Maybe, maybe not. Mary Ann asked a great question about my labeling hope as “Christian hope.” Here, just in time for Good Friday, is an article I wrote many years ago on the difference between Christian hope and the hope the world offers.
Stories allow us to see our way through the impossible as we suffer in hope. Ever had an ‘impossible dream’? Ever come to a place where you wanted changes to take place in your life that seemed utterly impossible? The Gospel story begins and ends in the impossible. To grow her hope, Mary is told one simple sentence, “Nothing is impossible with God.” (Even Virgin birth!) Many years ago, I came to one of those difficult places when I began to despair of the possibility for real and lasting change in my own sinful heart and in the heart of my family. In that moment, it was the Story of Scripture which spoke deeply to me. These events occurred on Good Friday.
I had prayed a strange and dangerous prayer at the beginning of holy week. I wanted to understand more of what it was like for Christ to walk through that week. As I struggled with what I recognized to be a sinful heart and lustful demands that life would go my way –on this, the day that marked the anniversary of the beating, persecution, mockery, and condemnation of our Lord, I recalled a story of hope that changed my perspective on the difficulties of my present circumstances. Here is how it happened. I was sitting at the kitchen table, planning to write about stories growing hope for the story retreat I was preparing. I felt absolutely flat, lifeless, and hopeless. (A good therapist would say I was depressed!) This is what I wrote:
How to write about how stories grow our hope on a day when I feel pretty hopeless about my life? Right now it looks as though it will always be this way – every day fraught with frustration. If Kirby happens to have an easy day, Robert will be in a snit. If Jackie isn’t hormonal, Mary Elizabeth is. Kip will always work this hard, and all of our plans for family fun will be ruined by his work.
Why bother to hope? I am tired. I am so tired. I don’t want to get up, and I don’t want to face a day, a week, a summer, a lifetime with these bickering children and a husband who appreciates me for my understanding and my helpfulness. How can I write about hope?
Do stories grow our hope? Right now, I can’t see it. But maybe it’s because right now I can’t remember any relevant stories. So I am saying to myself, tell yourself a story, E.
How about this one? There was a strange man, a perfectly righteous man, an innocent man. The Jews hated and feared him and did all sorts of wrangling to sentence him to death. They had no right; even the Roman authorities recognized his innocence. It did not matter. They condemned him anyway.
And amazingly, this innocent victim knew all along the horror of the story. Did he dread it? Indeed, he did. He prayed, “Abba, Father…please take this cup of suffering away from me. ” Yet, he knew that there was no one else who could drink it. And so he added, “Not my will, but thine….” Impossible! He knew what lay ahead, the unspeakable suffering of the horrible separation from his father, and yet, he submitted. They picked him up, charged him, tried him, and condemned him to death. He endured beating, mockery, spitting, and the cross. Finally, after an eternally long day, he died. A story of hope? Not just yet.

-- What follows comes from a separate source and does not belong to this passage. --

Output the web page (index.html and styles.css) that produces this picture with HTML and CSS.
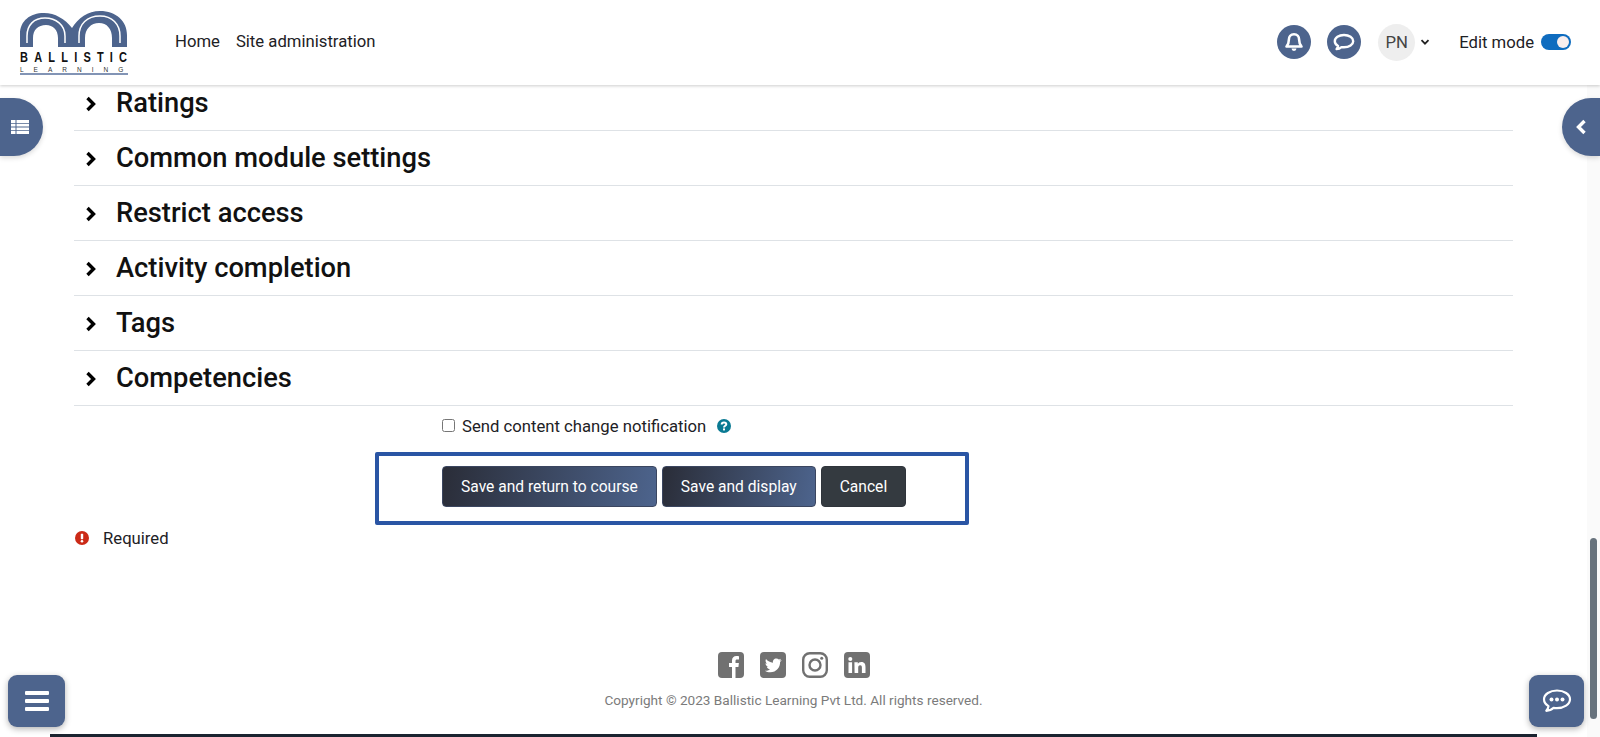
FILE: index.html
```html
<!DOCTYPE html>
<html lang="en">
<head>
<meta charset="utf-8">
<title>Ballistic Learning</title>
<link rel="stylesheet" href="styles.css">
</head>
<body>
<header class="topbar">
  <div class="logo">
    <svg class="logo-arches" viewBox="0 -1 108 38" width="108" height="38">
      <path fill="#4d648d" d="M0 37V24C0 11 10 3 24 3C35 3 45 9 52 18C58 8 68 1 80 1C96 1 107 11 107 25V37H92V28C92 19 87 13 79 13C71 13 65 19 65 28V37H38V28C38 20 33 15 26 15C18 15 13 20 13 28V37Z"/>
      <path fill="none" stroke="#fff" stroke-width="1.500" d="M7 33V26C7 15 14 8 25 8C36 8 45 15 45 26V33"/>
      <path fill="none" stroke="#fff" stroke-width="1.500" d="M59 33V26C59 14 67 6 80 6C92 6 100 14 100 26V33"/>
    </svg>
    <div class="logo-main">BALLISTIC</div>
    <div class="logo-sub">LEARNING</div>
  </div>
  <nav class="nav">
    <a class="nav-link">Home</a>
    <a class="nav-link">Site administration</a>
  </nav>
  <div class="usernav">
    <span class="round-btn">
      <svg viewBox="0 0 24 24" width="22" height="22"><path fill="none" stroke="#fff" stroke-width="2.800" stroke-linejoin="round" d="M12 3.500c-3.600 0-5.600 2.600-5.600 6 0 4.200-1 5.600-2.600 7.400h16.400c-1.600-1.800-2.600-3.200-2.600-7.400 0-3.400-2-6-5.600-6z"/><path fill="#fff" d="M9.300 19h5.400a2.700 2.700 0 0 1-5.400 0z"/></svg>
    </span>
    <span class="round-btn chat-btn">
      <svg viewBox="0 0 24 24" width="24" height="24"><path fill="none" stroke="#fff" stroke-width="2.400" stroke-linejoin="round" d="M12 5C6.800 5 2.800 7.700 2.800 11.200c0 2 1.300 3.700 3.300 4.800-.2 1.200-.8 2.200-1.500 3 2 0 3.700-.8 4.900-1.900.8.100 1.600.2 2.500.2 5.200 0 9.200-2.700 9.200-6.100S17.200 5 12 5z"/></svg>
    </span>
    <span class="avatar">PN</span>
    <svg class="caret" viewBox="0 0 10 10" width="10" height="10"><path fill="none" stroke="#222" stroke-width="1.800" d="M1.500 3.200L5 6.700l3.500-3.500"/></svg>
    <span class="edit-label">Edit mode</span>
    <span class="switch"><span class="knob"></span></span>
  </div>
</header>

<main class="content">
  <section class="acc-row"><svg class="chev" viewBox="0 0 12 16" width="12" height="16"><path fill="none" stroke="#000" stroke-width="3.400" d="M2.500 2l6 6-6 6"/></svg><h3 class="acc-title">Ratings</h3></section>
  <section class="acc-row"><svg class="chev" viewBox="0 0 12 16" width="12" height="16"><path fill="none" stroke="#000" stroke-width="3.400" d="M2.500 2l6 6-6 6"/></svg><h3 class="acc-title">Common module settings</h3></section>
  <section class="acc-row"><svg class="chev" viewBox="0 0 12 16" width="12" height="16"><path fill="none" stroke="#000" stroke-width="3.400" d="M2.500 2l6 6-6 6"/></svg><h3 class="acc-title">Restrict access</h3></section>
  <section class="acc-row"><svg class="chev" viewBox="0 0 12 16" width="12" height="16"><path fill="none" stroke="#000" stroke-width="3.400" d="M2.500 2l6 6-6 6"/></svg><h3 class="acc-title">Activity completion</h3></section>
  <section class="acc-row"><svg class="chev" viewBox="0 0 12 16" width="12" height="16"><path fill="none" stroke="#000" stroke-width="3.400" d="M2.500 2l6 6-6 6"/></svg><h3 class="acc-title">Tags</h3></section>
  <section class="acc-row"><svg class="chev" viewBox="0 0 12 16" width="12" height="16"><path fill="none" stroke="#000" stroke-width="3.400" d="M2.500 2l6 6-6 6"/></svg><h3 class="acc-title">Competencies</h3></section>

  <div class="notify">
    <span class="checkbox"></span>
    <span class="notify-label">Send content change notification</span>
    <svg class="help" viewBox="0 0 14 14" width="14" height="14"><circle cx="7" cy="7" r="7" fill="#0a7a93"/><path fill="none" stroke="#fff" stroke-width="2" d="M4.700 5.500c0-1.400 1-2.100 2.300-2.100s2.300.7 2.300 1.900c0 1.500-2.300 1.500-2.300 3.100"/><rect x="6" y="9.400" width="2" height="2" fill="#fff"/></svg>
  </div>

  <div class="actions-wrap">
    <div class="actions">
      <button class="btn btn-grad">Save and return to course</button>
      <button class="btn btn-grad">Save and display</button>
      <button class="btn btn-dark">Cancel</button>
    </div>
  </div>

  <div class="required">
    <svg viewBox="0 0 14 14" width="14" height="14"><circle cx="7" cy="7" r="7" fill="#cb2a17"/><rect x="5.800" y="2.800" width="2.400" height="5.400" rx=".6" fill="#fff"/><circle cx="7" cy="10.300" r="1.300" fill="#fff"/></svg>
    <span>Required</span>
  </div>

  <footer class="footer">
    <div class="socials">
      <svg viewBox="0 0 26 26" width="26" height="26"><rect width="26" height="26" rx="4" fill="#717171"/><path fill="#fff" d="M14 26V15h-3v-4h3V8.500C14 5.500 15.800 4 18.400 4c1.200 0 2.200.1 2.600.2v3.400h-1.800c-1.400 0-1.700.7-1.700 1.700V11h3.400l-.5 4h-2.900v11z"/></svg>
      <svg viewBox="0 0 26 26" width="26" height="26"><rect width="26" height="26" rx="4" fill="#717171"/><path fill="#fff" d="M21.500 8.100c-.6.300-1.300.5-2 .6.700-.4 1.300-1.100 1.500-1.900-.7.400-1.400.7-2.200.8-.6-.7-1.500-1.100-2.500-1.100-2.200 0-3.800 2-3.300 4.200-2.800-.1-5.300-1.500-7-3.600-.9 1.600-.4 3.600 1.100 4.600-.6 0-1.100-.2-1.600-.4 0 1.700 1.200 3.100 2.800 3.400-.5.100-1 .2-1.500.1.400 1.400 1.700 2.400 3.200 2.400-1.500 1.200-3.300 1.700-5.100 1.500 1.600 1 3.400 1.600 5.300 1.600 6.400 0 10.100-5.400 9.900-10.300.6-.5 1.200-1.200 1.600-1.900z"/></svg>
      <svg viewBox="0 0 26 26" width="26" height="26"><rect x="1.200" y="1.200" width="23.600" height="23.600" rx="6.500" fill="none" stroke="#717171" stroke-width="2.400"/><circle cx="13" cy="13" r="5.500" fill="none" stroke="#717171" stroke-width="2.400"/><circle cx="19.700" cy="6.300" r="1.500" fill="#717171"/></svg>
      <svg viewBox="0 0 26 26" width="26" height="26"><rect width="26" height="26" rx="4" fill="#717171"/><path fill="#fff" d="M4.500 10.200h3.600V21H4.500zM6.300 5a2 2 0 1 1 0 4.100 2 2 0 0 1 0-4.100zM10.400 10.200h3.400v1.500c.5-.9 1.700-1.800 3.400-1.800 3.600 0 4.300 2.400 4.300 5.400V21h-3.600v-5c0-1.200 0-2.800-1.700-2.800s-2 1.300-2 2.700V21h-3.600z"/></svg>
    </div>
    <p class="copyright">Copyright © 2023 Ballistic Learning Pvt Ltd. All rights reserved.</p>
  </footer>
  <div class="bottom-line"></div>
</main>

<div class="drawer-tab drawer-left">
  <svg viewBox="0 0 18 16" width="18" height="16"><path fill="#fff" d="M0 1h4.500v2.900H0zM5.500 1H18v2.900H5.500zM0 4.700h4.500v2.900H0zM5.500 4.700H18v2.900H5.500zM0 8.400h4.500v2.900H0zM5.500 8.400H18v2.900H5.500zM0 12.100h4.500v2.900H0zM5.500 12.100H18v2.900H5.500z"/></svg>
</div>
<div class="drawer-tab drawer-right">
  <svg viewBox="0 0 12 16" width="12" height="16"><path fill="none" stroke="#fff" stroke-width="3.400" d="M9.500 2l-6 6 6 6"/></svg>
</div>
<div class="square-btn square-left">
  <svg viewBox="0 0 24 20" width="24" height="20"><path fill="#fff" d="M1 0h22a1 1 0 0 1 1 1v2a1 1 0 0 1-1 1H1a1 1 0 0 1-1-1V1a1 1 0 0 1 1-1zM1 8h22a1 1 0 0 1 1 1v2a1 1 0 0 1-1 1H1a1 1 0 0 1-1-1V9a1 1 0 0 1 1-1zM1 16h22a1 1 0 0 1 1 1v2a1 1 0 0 1-1 1H1a1 1 0 0 1-1-1v-2a1 1 0 0 1 1-1z"/></svg>
</div>
<div class="square-btn square-right">
  <svg viewBox="0 0 30 26" width="30" height="26"><path fill="none" stroke="#fff" stroke-width="2.200" stroke-linejoin="round" d="M15 2.500C8 2.500 2 6.200 2 11.300c0 2.800 1.800 5.200 4.500 6.800-.2 1.800-1 3.400-2.200 4.700 3 0 5.500-1.200 7.300-3 1.100.2 2.200.3 3.400.3 7 0 13-3.700 13-8.800S22 2.500 15 2.500z"/><circle cx="9.500" cy="11.500" r="2" fill="#fff"/><circle cx="15" cy="11.500" r="2" fill="#fff"/><circle cx="20.500" cy="11.500" r="2" fill="#fff"/></svg>
</div>
<div class="scroll-track"><div class="scroll-thumb"></div></div>
</body>
</html>
```
FILE: styles.css
```css
* { box-sizing: border-box; }
html, body { margin: 0; height: 737px; overflow: hidden; }
body { font-family: Roboto, "Liberation Sans", sans-serif; color: #1d2125; background: #fff; font-size: 16.7px; position: relative; }

.topbar { height: 85px; display: flex; align-items: center; background: #fff; box-shadow: 0 1px 3px rgba(0,0,0,.2); padding: 0 29px 0 20px; position: relative; z-index: 2; }
.logo { width: 108px; height: 66px; margin-top: -1px; display: flex; flex-direction: column; }
.logo-arches { display: block; flex: none; }
.logo-main { font: 700 11px/11px "Liberation Sans", sans-serif; color: #111; letter-spacing: 6.200px; white-space: nowrap; margin-top: 5px; transform: scaleY(1.400); }
.logo-sub { font: 400 6.500px/7px "Liberation Sans", sans-serif; color: #333; letter-spacing: 10px; white-space: nowrap; border-bottom: 2px solid #8294b5; height: 10px; margin-top: 3px; width: 108px; }
.nav { display: flex; gap: 16px; margin-left: 47px; margin-top: -2px; }
.nav-link { color: #1d2125; }
.usernav { margin-left: auto; display: flex; align-items: center; margin-top: -1px; }
.round-btn { width: 34px; height: 34px; border-radius: 50%; background: #4d648d; display: flex; align-items: center; justify-content: center; margin-right: 16px; }
.avatar { width: 37px; height: 37px; border-radius: 50%; background: #eee; display: flex; align-items: center; justify-content: center; color: #444; margin-left: 1px; }
.caret { margin-left: 5px; }
.edit-label { margin-left: 29px; color: #1d2125; }
.switch { width: 30px; height: 16px; border-radius: 8px; background: #0f6cbf; margin-left: 7px; position: relative; display: block; }
.knob { position: absolute; right: 2px; top: 2px; width: 12px; height: 12px; border-radius: 50%; background: #f8eeee; }

.content { padding: 0 87px 0 74px; position: relative; }
.acc-row { height: 55px; margin: 0; display: flex; align-items: center; border-bottom: 1px solid #dee2e6; padding-left: 11px; padding-top: 1px; }
.acc-row:first-child { height: 46px; padding-top: 0; padding-bottom: 8px; }
.chev { flex: none; }
.acc-title { margin: 0 0 0 19px; font-size: 27.300px; font-weight: 500; color: #111; line-height: 1.2; }

.notify { margin-left: 368px; height: 46px; display: flex; align-items: center; padding-bottom: 5px; }
.checkbox { width: 13px; height: 13px; border: 1px solid #767676; border-radius: 2.500px; margin-top: -2px; background: #fff; }
.notify-label { margin-left: 7px; color: #1d2125; }
.help { margin-left: 11px; margin-top: -2px; }

.actions-wrap { margin-left: 301px; width: 594px; height: 73px; border: 4px solid #2a55a4; border-radius: 2px; padding: 10px 0 0 63px; }
.actions { display: flex; gap: 5px; }
.btn { height: 41px; border: 1px solid #2f343b; border-radius: 4px; color: #fff; font: 400 15.600px Roboto, sans-serif; padding: 0 18px; }
.btn-grad { background: linear-gradient(100deg, #2a2d38, #4d648d); border-color: #3b4660; }
.btn-dark { background: #343a40; }

.required { display: flex; align-items: center; margin-top: 1px; margin-left: 1px; height: 24px; color: #1d2125; }
.required span { margin-left: 14px; }

.footer { position: absolute; top: 567px; left: 0; width: 1587px; text-align: center; }
.socials { display: flex; justify-content: center; gap: 16px; }
.copyright { margin: 11px 0 0; font-size: 13.600px; color: #7b7b7b; line-height: 22px; }
.bottom-line { position: absolute; top: 649px; left: 50px; width: 1487px; height: 3px; background: #1b2430; }

.drawer-tab { position: absolute; top: 98px; width: 43px; height: 58px; background: #4d648d; display: flex; align-items: center; justify-content: center; box-shadow: 0 2px 5px rgba(0,0,0,.15); z-index: 1; }
.drawer-left { left: 0; border-radius: 0 29px 29px 0; padding-right: 4px; }
.drawer-right { left: 1562px; width: 38px; border-radius: 29px 0 0 29px; }
.square-btn { position: absolute; top: 675px; height: 52px; background: #4d648d; border-radius: 9px; display: flex; align-items: center; justify-content: center; box-shadow: 0 2px 6px rgba(0,0,0,.3); z-index: 3; }
.square-left { left: 8px; width: 57px; }
.square-right { left: 1529px; width: 55px; }
.scroll-track { position: absolute; top: 85px; left: 1587px; width: 13px; height: 652px; background: #fafafa; }
.scroll-thumb { position: absolute; top: 453px; left: 3px; width: 7px; height: 181px; border-radius: 4px; background: #68737d; }
```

Let us flash back for a moment. Just before these sordid events, he had drunk another cup with his best friends. He had explained to the puzzled disciples that the wine in this cup symbolized his blood which sealed the new covenant. He further reminded them to celebrate this feast in commemoration of him. Is there a connection between the two cups? It seems that there is: because he drank the cup of God’s wrath, I drink the cup of my hope. I have thought a lot today, this “good” Friday, about how unlike my brother Jesus I am. I have not been willing to say, “Not my will, but thine be done.” I have been stubborn and selfish, wanting my own needs to be provided for, wanting my life to go according to my plan. Right now, I feel hopeless about my circumstances and my sin.
And yet, as I remember the narrative of the events of that Good Friday almost 2000 years ago, I am reminded of my eternal hope. The eternal hope is not merely the hope that things will get better here on this earth; I need not rely on chirping with Annie, “The sun will come out tomorrow…clear away the cobwebs and the sorrow.” Perhaps it will. More likely, tomorrow will bring with it a new set of troubles. But because of what happened on the Cross and then two days later, I can live with eternal hope. This hope sees a “vision of redemption in the midst of decay.” It sees that we live in the frustration of a fallen world. Yet, it recalls the greatest love story ever told, of a Father filled with such a bizarre love for His people that He is willing to condemn an innocent son that the unrighteous might be made righteous. My hope rests not on my own ability to pull myself out of this domestic funk, nor my ability to redeem myself from my lustful demands. Instead, my hope relies on the belief that one day he will return and I will be like him (I John 3:2). The redemptive work has been accomplished; is being accomplished, and will be completed in the final chapter. And because I know the end of the story, I can look beyond the minor frustrations and the deeper sorrows of living in a fallen world to the final scene, the “one day” when I will sit down and share with my Lord a full cup of victory over sin and death in our Father’s kingdom. This is, indeed, the story of hope.